The most reliable way to propagate calathea is by division in the spring or summer. 

As your calathea grows, it will have little off-shoots of growth. You can repot your plant in a larger pot as it grows, or you can divide it into separate plants by dividing these off-shoots. 

To divide your calathea, separate the roots of the newest growth from the main body of the plant. You will need to take the plant out of its pot to do this. You may need to use shears to release the roots of the new plant from the existing root system. 

Be sure to water your plant well the day before you divide it to reduce stress. 

It is recommended that newly divided plants be covered with plastic to keep them warm and increase humidity. Once new growth is spotted, the plastic can be removed. 

Some calathea owners have success with water propagation by cutting a leaf off right beneath a node and placing it in water. However, this method is not the most reliable, and new plants tend to do better when they have existing root systems. 

Repotting Your Calathea

It is a good idea to repot your calathea annually to ensure that the soil remains nutritious and that the plant has enough space to thrive.  

Be sure not to put your plant in too large of a pot, however, as this can cause extra absorption of water and lead to soggy soil.

Use a well-draining pot for your calathea and choose soil that is lightweight and porous to encourage draining. 

Calathea Growth Cycle 

Calatheas, if given space, can grow to 2 feet tall before they stop. And, like many other lower light plants, they grow at a slow to moderately fast rate. 

Because of their size, they make a great option for office, house, or apartment spaces. 


A common question around calatheas is if they are toxic to pets and children. The good news is – no, they are not! Both your fur-babies and human babies are safe around calatheas.

They are tasty plants, though, so you may need to protect them from curious pets. 

plant problems

Troubleshooting Problems 

Calatheas can be finicky houseplants. Let’s see how to deal with some of the most common issues.

Yellow or Browning Leaves 

Yellow or browning leaves are normal for calatheas.

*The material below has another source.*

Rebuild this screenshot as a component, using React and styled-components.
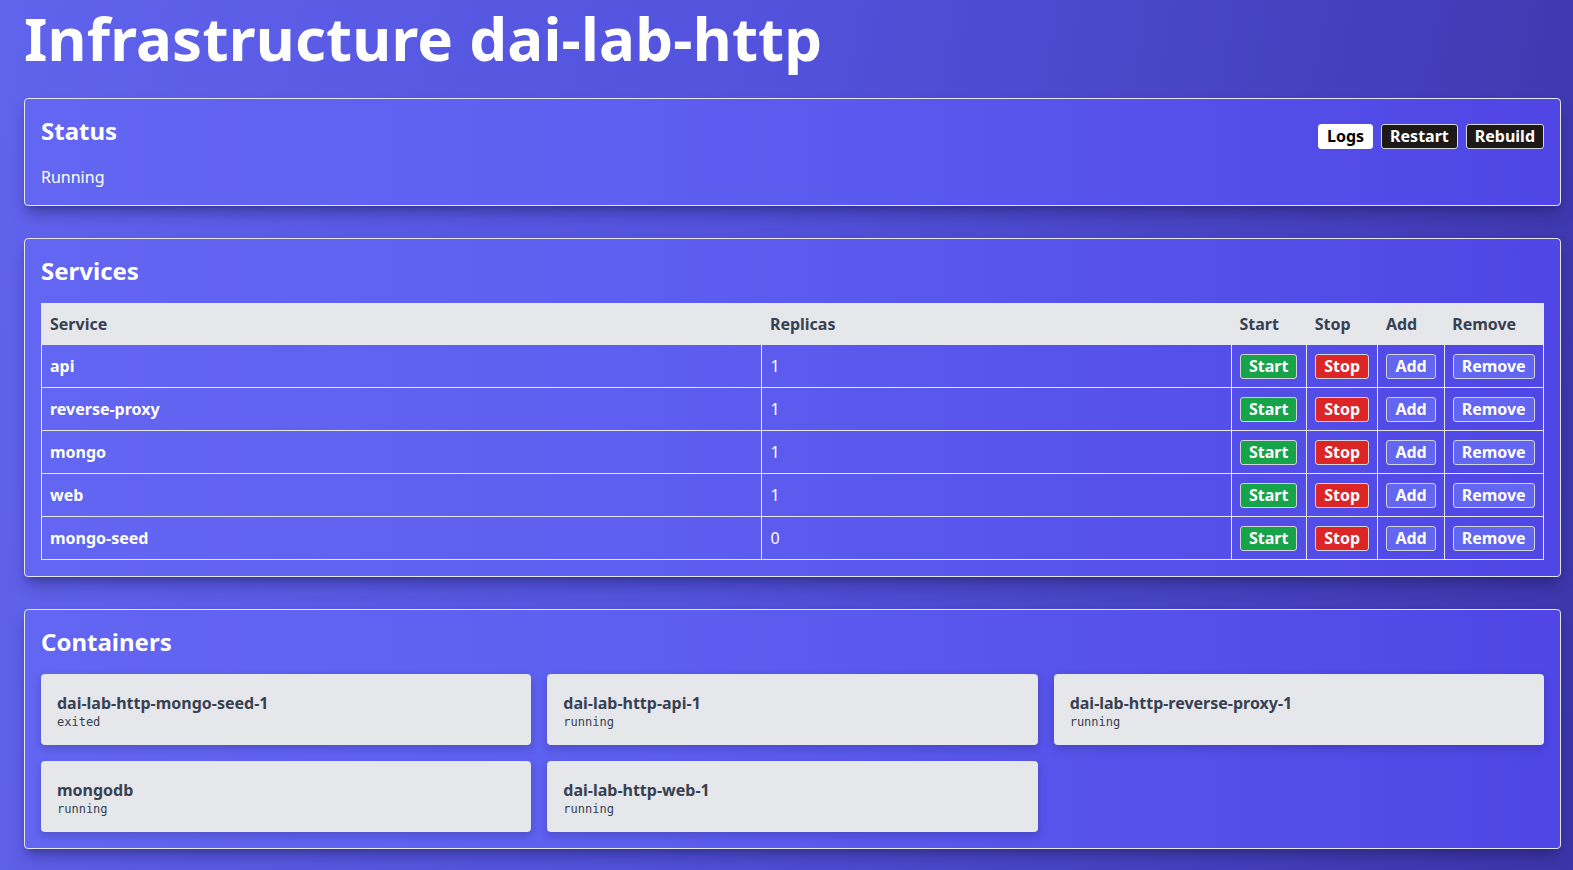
import React from 'react';
import styled, { createGlobalStyle } from 'styled-components';

const GlobalStyle = createGlobalStyle`
  html, body {
    margin: 0;
    padding: 0;
  }
  body {
    font-family: "Noto Sans", "Open Sans", sans-serif;
    color: #fff;
    background: linear-gradient(100deg, #6063ec 0%, #5252dc 45%, #3c35a9 100%);
    min-height: 100vh;
    overflow: hidden;
  }
`;

const Page = styled.div`
  padding: 0 12px 0 24px;
  box-sizing: border-box;
`;

const Title = styled.h1`
  margin: 0;
  padding: 2px 0 0 0;
  font-size: 60px;
  line-height: 72px;
  font-weight: 700;
  letter-spacing: 0.2px;
`;

const Stack = styled.div`
  display: flex;
  flex-direction: column;
  gap: 32px;
  margin-top: 24px;
`;

const Panel = styled.section`
  border: 1px solid #e5e7eb;
  border-radius: 4px;
  padding: 16px;
  background: linear-gradient(90deg, #6366f1 0%, #5d5ff0 40%, #4f46e5 100%);
  box-shadow: 0 10px 15px -3px rgba(30, 27, 90, 0.45), 0 4px 6px -4px rgba(30, 27, 90, 0.4);
`;

const PanelHeader = styled.div`
  display: flex;
  justify-content: space-between;
  align-items: flex-start;
  margin-bottom: ${p => p.$gap || 16}px;
`;

const Heading = styled.h2`
  margin: 0;
  font-size: 24px;
  line-height: 32px;
  font-weight: 700;
`;

const Toolbar = styled.div`
  display: flex;
  gap: 8px;
  margin-top: 9px;
`;

const ToolButton = styled.button`
  font-family: inherit;
  font-size: 16px;
  font-weight: 700;
  line-height: 23px;
  padding: 0 8px;
  border-radius: 3px;
  border: 1px solid ${p => (p.$light ? '#ffffff' : '#d1d5db')};
  background: ${p => (p.$light ? '#ffffff' : '#1c1917')};
  color: ${p => (p.$light ? '#000000' : '#ffffff')};
  cursor: pointer;
`;

const StatusText = styled.p`
  margin: 0;
  font-size: 16px;
  line-height: 24px;
`;

const Table = styled.table`
  width: 100%;
  border-collapse: collapse;
  table-layout: fixed;
  border: 1px solid #e5e7eb;
`;

const HeadCell = styled.th`
  background: #e5e7eb;
  color: #374151;
  text-align: left;
  font-size: 16px;
  font-weight: 700;
  line-height: 24px;
  padding: 8px;
`;

const Cell = styled.td`
  border: 1px solid #e5e7eb;
  padding: 0 8px;
  height: 42px;
  font-size: 16px;
  line-height: 24px;
  font-weight: ${p => (p.$bold ? 700 : 400)};
  vertical-align: middle;
`;

const tones = {
  start: '#16a34a',
  stop: '#dc2626',
  neutral: '#6366f1',
};

const RowButton = styled.button`
  font-family: inherit;
  font-size: 16px;
  font-weight: 700;
  line-height: 23px;
  padding: 0 8px;
  border-radius: 3px;
  border: 1px solid #d1d5db;
  background: ${p => tones[p.$tone]};
  color: #fff;
  display: block;
  cursor: pointer;
`;

const Grid = styled.div`
  display: grid;
  grid-template-columns: repeat(3, 1fr);
  gap: 16px;
`;

const ContainerCard = styled.div`
  background: #e5e7eb;
  border-radius: 4px;
  padding: 17px 16px 16px;
  height: 71px;
  box-sizing: border-box;
  box-shadow: 0 4px 8px rgba(30, 27, 90, 0.25);
  color: #374151;
`;

const ContainerName = styled.div`
  font-size: 16px;
  font-weight: 700;
  line-height: 24px;
`;

const ContainerState = styled.div`
  font-family: "DejaVu Sans Mono", "Liberation Mono", monospace;
  font-size: 12px;
  line-height: 14px;
`;

const services = [
  { name: 'api', replicas: 1 },
  { name: 'reverse-proxy', replicas: 1 },
  { name: 'mongo', replicas: 1 },
  { name: 'web', replicas: 1 },
  { name: 'mongo-seed', replicas: 0 },
];

const containers = [
  { name: 'dai-lab-http-mongo-seed-1', state: 'exited' },
  { name: 'dai-lab-http-api-1', state: 'running' },
  { name: 'dai-lab-http-reverse-proxy-1', state: 'running' },
  { name: 'mongodb', state: 'running' },
  { name: 'dai-lab-http-web-1', state: 'running' },
];

export default function App() {
  return (
    <Page>
      <GlobalStyle />
      <Title>Infrastructure dai-lab-http</Title>
      <Stack>
        <Panel>
          <PanelHeader $gap={16}>
            <Heading>Status</Heading>
            <Toolbar>
              <ToolButton $light>Logs</ToolButton>
              <ToolButton>Restart</ToolButton>
              <ToolButton>Rebuild</ToolButton>
            </Toolbar>
          </PanelHeader>
          <StatusText>Running</StatusText>
        </Panel>

        <Panel>
          <PanelHeader>
            <Heading>Services</Heading>
          </PanelHeader>
          <Table>
            <colgroup>
              <col style={{ width: 718 }} />
              <col style={{ width: 468 }} />
              <col style={{ width: 75 }} />
              <col style={{ width: 71 }} />
              <col style={{ width: 66 }} />
              <col style={{ width: 99 }} />
            </colgroup>
            <thead>
              <tr>
                <HeadCell>Service</HeadCell>
                <HeadCell>Replicas</HeadCell>
                <HeadCell>Start</HeadCell>
                <HeadCell>Stop</HeadCell>
                <HeadCell>Add</HeadCell>
                <HeadCell>Remove</HeadCell>
              </tr>
            </thead>
            <tbody>
              {services.map(s => (
                <tr key={s.name}>
                  <Cell $bold>{s.name}</Cell>
                  <Cell>{s.replicas}</Cell>
                  <Cell><RowButton $tone="start">Start</RowButton></Cell>
                  <Cell><RowButton $tone="stop">Stop</RowButton></Cell>
                  <Cell><RowButton $tone="neutral">Add</RowButton></Cell>
                  <Cell><RowButton $tone="neutral">Remove</RowButton></Cell>
                </tr>
              ))}
            </tbody>
          </Table>
        </Panel>

        <Panel>
          <PanelHeader>
            <Heading>Containers</Heading>
          </PanelHeader>
          <Grid>
            {containers.map(c => (
              <ContainerCard key={c.name}>
                <ContainerName>{c.name}</ContainerName>
                <ContainerState>{c.state}</ContainerState>
              </ContainerCard>
            ))}
          </Grid>
        </Panel>
      </Stack>
    </Page>
  );
}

But if your plant has yellow leaves in the middle, it could be a sign that something is wrong. 

This could be a variety of things – from harsh minerals in the water it is getting to improper light exposure. If the entire leaf of your calathea plant is browning, that is a sign of lack of humidity. 

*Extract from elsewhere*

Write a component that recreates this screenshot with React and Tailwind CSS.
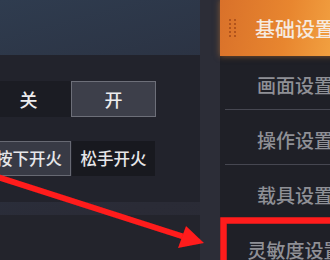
import React from "react";

const font = { fontFamily: '"Noto Sans CJK SC", "Noto Sans", sans-serif' };

function Tab({ label, active, line }) {
  if (active) {
    return (
      <div className="relative h-[56px] shrink-0 flex items-center justify-center bg-[linear-gradient(100deg,#d9712a_0%,#e8862f_45%,#f3a443_80%,#f7c25a_100%)] shadow-[0_0_6px_rgba(240,140,50,0.5)]">
        <div className="absolute left-[9px] top-[19px] grid grid-cols-2 gap-x-[3px] gap-y-[2px]">
          {Array.from({ length: 10 }).map((_, i) => (
            <div key={i} className="w-[2px] h-[2px] bg-[#b2541c]" />
          ))}
        </div>
        <span className="text-[20px] font-medium leading-none text-[#f6ebe0] pt-[1px]">{label}</span>
      </div>
    );
  }
  return (
    <div className="relative h-[55px] shrink-0 flex items-center justify-center">
      <span className="text-[19px] font-medium leading-none text-[#8f9096] pt-[1px]">{label}</span>
      {line && <div className="absolute left-[5px] right-0 bottom-[1px] h-px bg-[#464751]" />}
    </div>
  );
}

export default function App() {
  return (
    <div
      className="relative w-[330px] h-[260px] overflow-hidden flex bg-[linear-gradient(165deg,#2f3c4f_0%,#2b3242_35%,#2a2b36_70%,#292a33_100%)]"
      style={font}
    >
      {/* left column */}
      <div className="w-[200px] shrink-0 pt-[55px] flex flex-col gap-[13px]">
        <div className="h-[147px] shrink-0 bg-[#22232c] pt-[26px] flex flex-col gap-[24px] overflow-hidden">
          <div className="flex h-[36px] shrink-0">
            <div className="ml-[-14px] w-[85px] h-full bg-[#1b1c23] flex items-center justify-center text-[18px] font-medium text-[#ececee]">关</div>
            <div className="w-[85px] h-full bg-[#3d3f4a] border border-[#6d6f79] flex items-center justify-center text-[18px] font-medium text-[#ececee]">开</div>
          </div>
          <div className="flex h-[35px] shrink-0 gap-[1px]">
            <div className="ml-[-13px] w-[84px] h-full bg-[#383a45] border border-[#676973] flex items-center justify-center text-[16.5px] font-medium text-[#e6e6e9]">按下开火</div>
            <div className="w-[83px] h-full bg-[#18191f] flex items-center justify-center text-[16.5px] font-medium text-[#e6e6e9]">松手开火</div>
          </div>
        </div>
        <div className="flex-1 bg-[#23242c]" />
      </div>
      {/* gap */}
      <div className="w-[20px] shrink-0 bg-[#2c2d37]" />
      {/* sidebar */}
      <div className="w-[150px] shrink-0 flex flex-col bg-[#1f2027]">
        <Tab label="基础设置" active />
        <Tab label="画面设置" line />
        <Tab label="操作设置" line />
        <Tab label="载具设置" line />
        <Tab label="灵敏度设置" />
      </div>

      {/* annotations */}
      <svg className="absolute left-0 top-0 pointer-events-none" width="330" height="260" viewBox="0 0 330 260">
        <defs>
          <filter id="g" x="-10%" y="-10%" width="120%" height="120%">
            <feGaussianBlur stdDeviation="0.6" />
          </filter>
        </defs>
        <g filter="url(#g)">
          <line x1="-4" y1="176.5" x2="183" y2="236.5" stroke="#ff1a1a" strokeWidth="6" />
          <polygon points="204,243 178,248 186,226" fill="#ff1a1a" />
          <rect x="223.5" y="220.5" width="120" height="60" fill="none" stroke="#ff1a1a" strokeWidth="6.5" />
        </g>
      </svg>
    </div>
  );
}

Try adjusting the light or changing your water to observe what might be causing the plant distress. 

Most of all, be patient! While calatheas can be a little dramatic, they are resilient and are likely to bounce back as you figure out what they like best. 

Rolling Leaves 

Sometimes, too, you might notice that your calathea leaves are beginning to roll up. This issue is caused by a lack of humidity in the plant’s environment. 

Try misting the plant regularly enough to get the leaves wet, but not so much that there is standing water on it. 

You can also move the calathea to a room that has higher humidity or add a humidifier nearby. 

Faded Leaves

Faded leaves can occur if your plant is receiving too much light. When calatheas get too much sunlight, it bleaches their leaves. 

If you notice pale leaves on your plant, try moving it to a location with more indirect light.

Pale leaves can also be a sign of too little fertilizer (i.e., not enough nutrients for the plant). If you notice this, add a nitrogen-rich fertilizer into your upcoming watering routine.  

Drooping Leaves

While many calatheas leaves droop throughout the day, excessive drooping can be a sign of too much water or that your plant is too cold. 

Move your plant to a warmer location and get in the habit of testing its soil before watering it to make sure it needs it. 

Final Thoughts

Calatheas are beautiful, eye-catching plants that are a great fit for any space. And, with so many different foliage patterns and colors, you will be sure to find something that suits your taste. 

While they can be fussy if not given proper water and nutrition, once you master the basics, they are simple to care for.